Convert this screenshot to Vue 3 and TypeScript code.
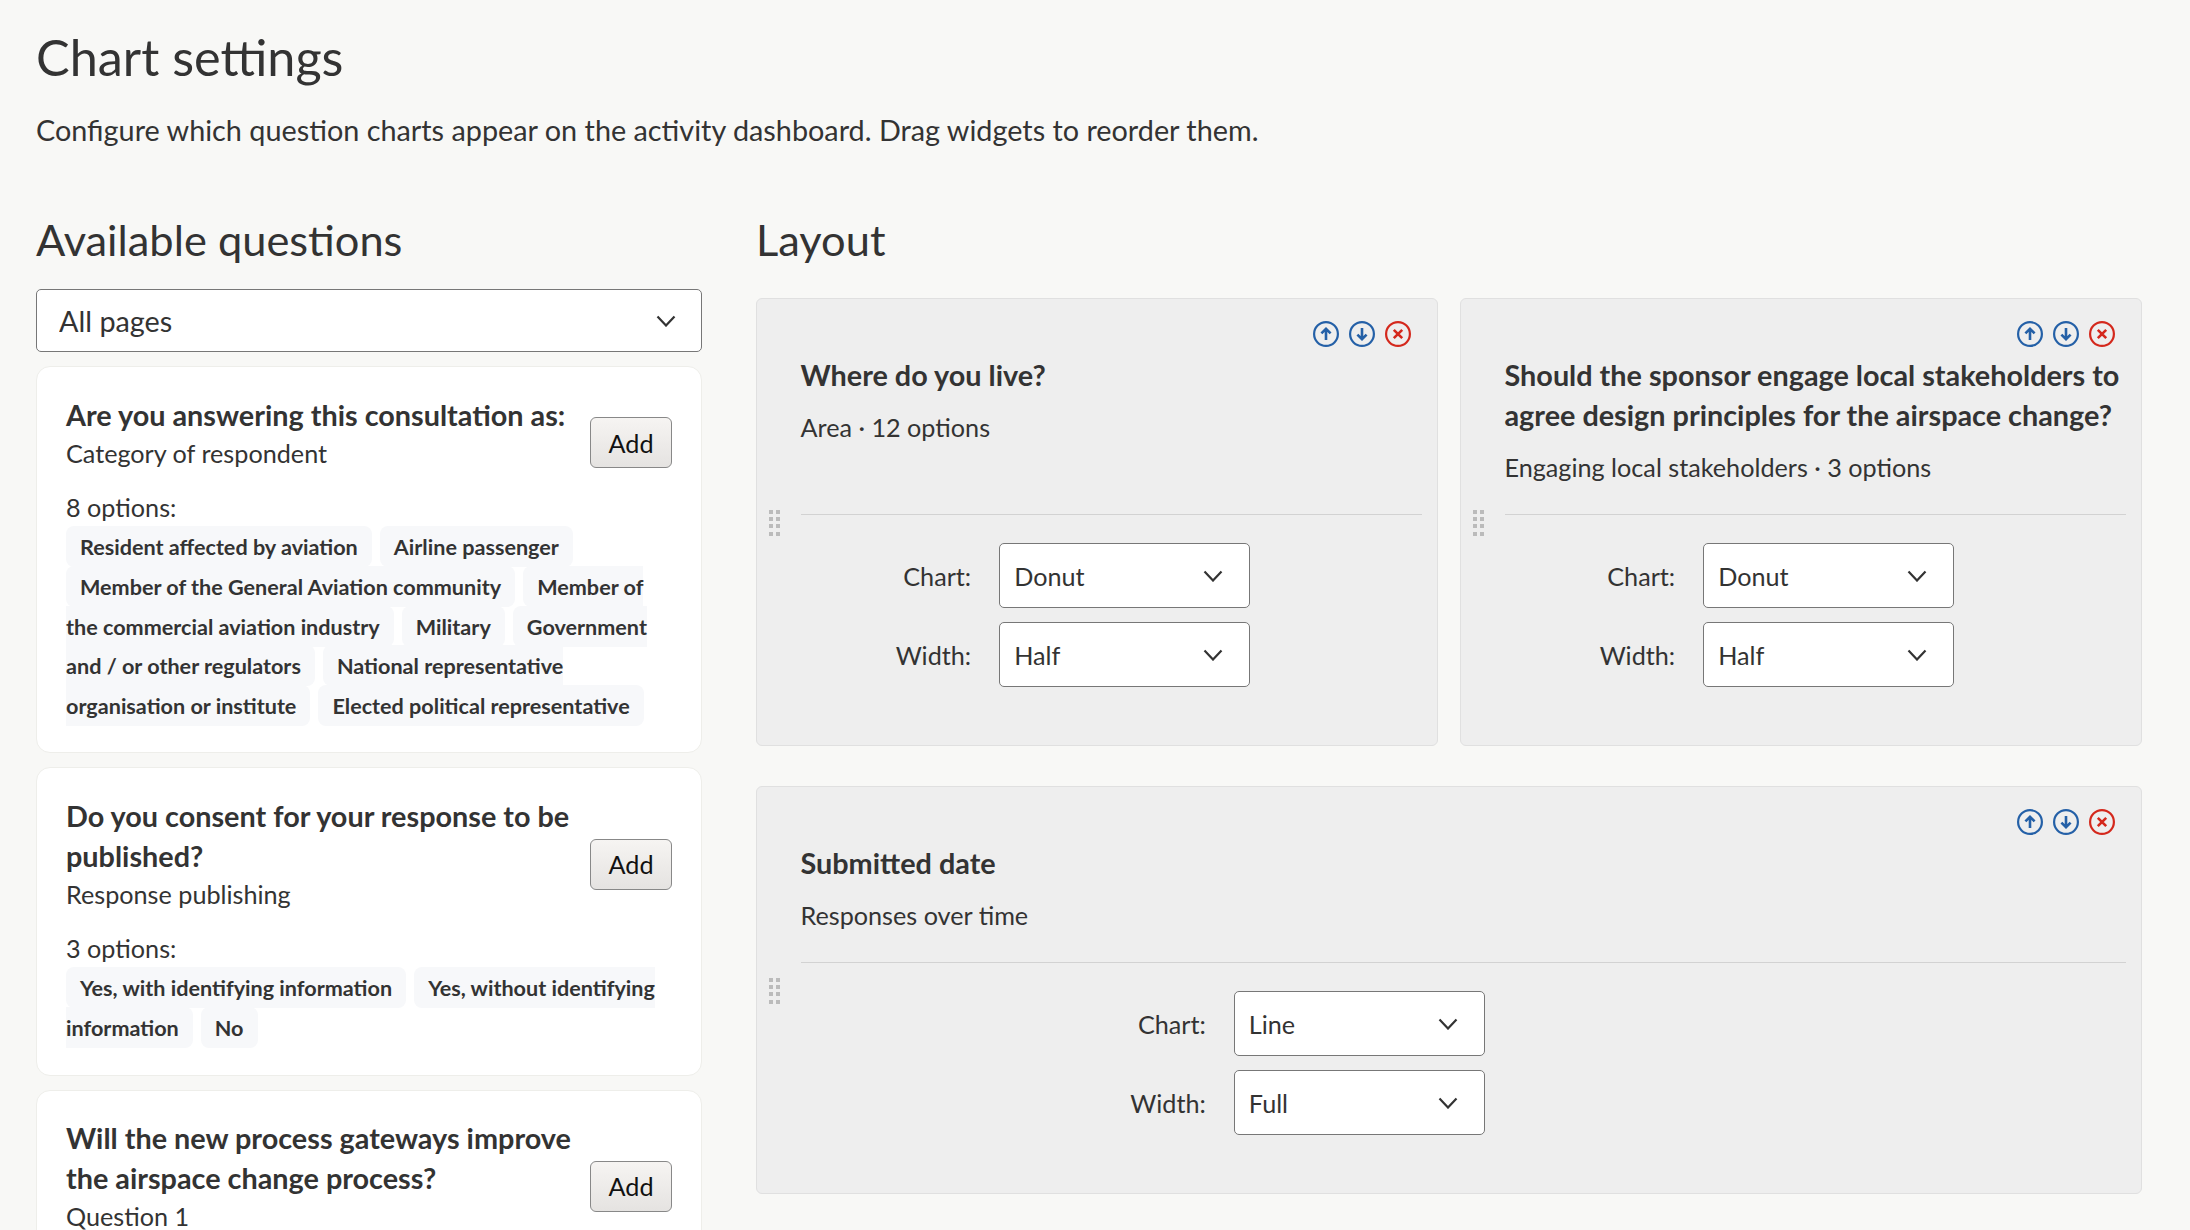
<template>
  <div class="page">
    <h1 class="page-title">Chart settings</h1>
    <p class="page-intro">
      Configure which question charts appear on the activity dashboard. Drag widgets to reorder them.
    </p>

    <div class="columns">
      <section class="available">
        <h2 class="section-title">Available questions</h2>
        <div class="select-wrap page-filter">
          <select v-model="pageFilter" class="select-field">
            <option>All pages</option>
          </select>
          <svg class="chevron" viewBox="0 0 20 12"><path d="M1.5 1.5 10 10.5l8.5-9" /></svg>
        </div>

        <article v-for="q in questions" :key="q.title" class="question-card">
          <div class="question-head">
            <div class="question-text">
              <h3 class="question-title">{{ q.title }}</h3>
              <div class="question-sub">{{ q.subtitle }}</div>
            </div>
            <button class="add-button" type="button">Add</button>
          </div>
          <template v-if="q.options.length">
            <div class="option-count">{{ q.options.length }} options:</div>
            <div class="option-list">
              <template v-for="opt in q.options" :key="opt">
                <span class="option-chip">{{ opt }}</span>{{ " " }}
              </template>
            </div>
          </template>
        </article>
      </section>

      <section class="layout">
        <h2 class="section-title">Layout</h2>
        <div class="widget-rows">
          <div v-for="(row, i) in rows" :key="i" class="widget-row">
            <article v-for="w in row" :key="w.title" class="widget">
              <div class="widget-actions">
                <svg class="action up" viewBox="0 0 26 26">
                  <circle cx="13" cy="13" r="11.9" />
                  <path d="M13 19V8M8.4 12.4 13 7.8l4.6 4.6" />
                </svg>
                <svg class="action up" viewBox="0 0 26 26">
                  <circle cx="13" cy="13" r="11.9" />
                  <path d="M13 7v11M8.4 13.6 13 18.2l4.6-4.6" />
                </svg>
                <svg class="action remove" viewBox="0 0 26 26">
                  <circle cx="13" cy="13" r="11.9" />
                  <path d="m8.8 8.8 8.4 8.4M17.2 8.8l-8.4 8.4" />
                </svg>
              </div>
              <div class="drag-handle">
                <i v-for="n in 8" :key="n"></i>
              </div>
              <div class="widget-info">
                <h3 class="widget-title">{{ w.title }}</h3>
                <div class="widget-sub">{{ w.subtitle }}</div>
              </div>
              <div class="widget-form">
                <label class="form-label">Chart:</label>
                <div class="select-wrap">
                  <select v-model="w.chart" class="select-field">
                    <option v-for="c in chartTypes" :key="c">{{ c }}</option>
                  </select>
                  <svg class="chevron" viewBox="0 0 20 12"><path d="M1.5 1.5 10 10.5l8.5-9" /></svg>
                </div>
                <label class="form-label">Width:</label>
                <div class="select-wrap">
                  <select v-model="w.width" class="select-field">
                    <option>Half</option>
                    <option>Full</option>
                  </select>
                  <svg class="chevron" viewBox="0 0 20 12"><path d="M1.5 1.5 10 10.5l8.5-9" /></svg>
                </div>
              </div>
            </article>
          </div>
        </div>
      </section>
    </div>
  </div>
</template>

<script setup lang="ts">
import { reactive, ref } from "vue";

interface Question {
  title: string;
  subtitle: string;
  options: string[];
}

interface Widget {
  title: string;
  subtitle: string;
  chart: string;
  width: string;
}

const pageFilter = ref("All pages");
const chartTypes = ["Donut", "Bar", "Line"];

const questions: Question[] = [
  {
    title: "Are you answering this consultation as:",
    subtitle: "Category of respondent",
    options: [
      "Resident affected by aviation",
      "Airline passenger",
      "Member of the General Aviation community",
      "Member of the commercial aviation industry",
      "Military",
      "Government and / or other regulators",
      "National representative organisation or institute",
      "Elected political representative",
    ],
  },
  {
    title: "Do you consent for your response to be published?",
    subtitle: "Response publishing",
    options: ["Yes, with identifying information", "Yes, without identifying information", "No"],
  },
  {
    title: "Will the new process gateways improve the airspace change process?",
    subtitle: "Question 1",
    options: [],
  },
];

const rows = reactive<Widget[][]>([
  [
    { title: "Where do you live?", subtitle: "Area · 12 options", chart: "Donut", width: "Half" },
    {
      title: "Should the sponsor engage local stakeholders to agree design principles for the airspace change?",
      subtitle: "Engaging local stakeholders · 3 options",
      chart: "Donut",
      width: "Half",
    },
  ],
  [{ title: "Submitted date", subtitle: "Responses over time", chart: "Line", width: "Full" }],
]);
</script>

<style>
html,
body {
  overflow: hidden;
  background: #f8f8f6;
}
</style>

<style scoped>
.page {
  box-sizing: border-box;
  height: 1230px;
  overflow: hidden;
  padding: 23px 48px 0 36px;
  font-family: Lato, "Liberation Sans", sans-serif;
  font-variant-ligatures: common-ligatures;
  color: #333;
}

.page-title {
  margin: 0;
  font-size: 50.4px;
  font-weight: 400;
  line-height: 68px;
}

.page-intro {
  margin: 19px 0 0;
  font-size: 28.8px;
  line-height: 40px;
}

.columns {
  display: flex;
  gap: 54px;
  margin-top: 60px;
}

.available {
  flex: 0 0 666px;
}

.layout {
  flex: 1;
  min-width: 0;
}

.section-title {
  margin: 0;
  font-size: 43.4px;
  font-weight: 400;
  line-height: 58px;
}

.page-filter {
  margin-top: 21px;
  height: 63px;
}

.select-wrap {
  position: relative;
}

.select-field {
  display: block;
  box-sizing: border-box;
  width: 100%;
  height: 100%;
  padding: 0 40px 0 22px;
  appearance: none;
  border: 1px solid #777;
  border-radius: 5px;
  background: #fff;
  color: #333;
  font: inherit;
  font-size: 28.8px;
}

.chevron {
  position: absolute;
  top: 50%;
  right: 26px;
  width: 20px;
  height: 12px;
  margin-top: -6px;
  fill: none;
  stroke: #333;
  stroke-width: 2.2;
  pointer-events: none;
}

.question-card {
  box-sizing: border-box;
  margin-top: 14px;
  padding: 27.8px 29px 26px;
  border: 1px solid #eeeeea;
  border-radius: 14px;
  background: #fff;
}

.question-head {
  display: flex;
  align-items: center;
  gap: 16px;
}

.question-text {
  flex: 1;
  min-width: 0;
}

.question-title {
  margin: 0;
  font-size: 28.8px;
  font-weight: 700;
  line-height: 40px;
}

.question-sub {
  font-size: 25.2px;
  line-height: 36px;
}

.add-button {
  flex: none;
  width: 82px;
  height: 51px;
  margin-top: 20px;
  padding: 0;
  border: 1px solid #888;
  border-radius: 6px;
  background: linear-gradient(#f6f4f2, #e5e3e1);
  color: #111;
  font: inherit;
  font-size: 25.2px;
}

.option-count {
  margin-top: 18.2px;
  font-size: 25.2px;
  line-height: 36px;
}

.option-list {
  margin-top: 2.5px;
  padding-right: 6px;
  font-size: 21.6px;
  font-weight: 700;
  line-height: 39.8px;
}

.option-chip {
  margin-right: 2.8px;
  padding: 7.5px 14px;
  border-radius: 8px;
  background: #f7f8fa;
  -webkit-box-decoration-break: slice;
  box-decoration-break: slice;
}

.widget-rows {
  display: flex;
  flex-direction: column;
  gap: 40px;
  margin-top: 30px;
}

.widget-row {
  display: flex;
  gap: 22px;
}

.widget {
  position: relative;
  flex: 1;
  min-width: 0;
  display: flex;
  flex-direction: column;
  box-sizing: border-box;
  padding: 56px 15px 58px 43.5px;
  border: 1px solid #e0e0e0;
  border-radius: 6px;
  background: #eee;
}

.widget-actions {
  position: absolute;
  top: 22px;
  right: 26px;
  display: flex;
  gap: 10px;
}

.action {
  width: 26px;
  height: 26px;
  fill: none;
  stroke-width: 2.2;
}

.action.up {
  stroke: #2460a7;
}

.action.remove {
  stroke: #d4281c;
}

.action path {
  stroke-width: 2.6;
}

.drag-handle {
  position: absolute;
  top: 50%;
  left: 12px;
  display: grid;
  grid-template-columns: 4px 4px;
  gap: 3.4px;
  margin-top: -12.5px;
}

.drag-handle i {
  width: 4px;
  height: 4px;
  background: #bbb;
}

.widget-info {
  flex: 1;
  padding-bottom: 27px;
  border-bottom: 1px solid #d2d2d2;
}

.widget-title {
  margin: 0;
  font-size: 28.8px;
  font-weight: 700;
  line-height: 40px;
}

.widget-sub {
  margin-top: 12px;
  font-size: 25.2px;
  line-height: 40px;
}

.widget-form {
  display: grid;
  grid-template-columns: calc(33.333% - 36.5px) 251px;
  column-gap: 28px;
  row-gap: 14px;
  align-items: center;
  margin-top: 28px;
}

.widget-form .select-wrap {
  height: 65px;
}

.widget-form .select-field {
  padding-left: 14px;
  font-size: 25.2px;
}

.widget-form .chevron {
  right: 27px;
}

.form-label {
  text-align: right;
  font-size: 25.2px;
}
</style>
•••
Count the lines of the material that include the word "this", then state only the total.

2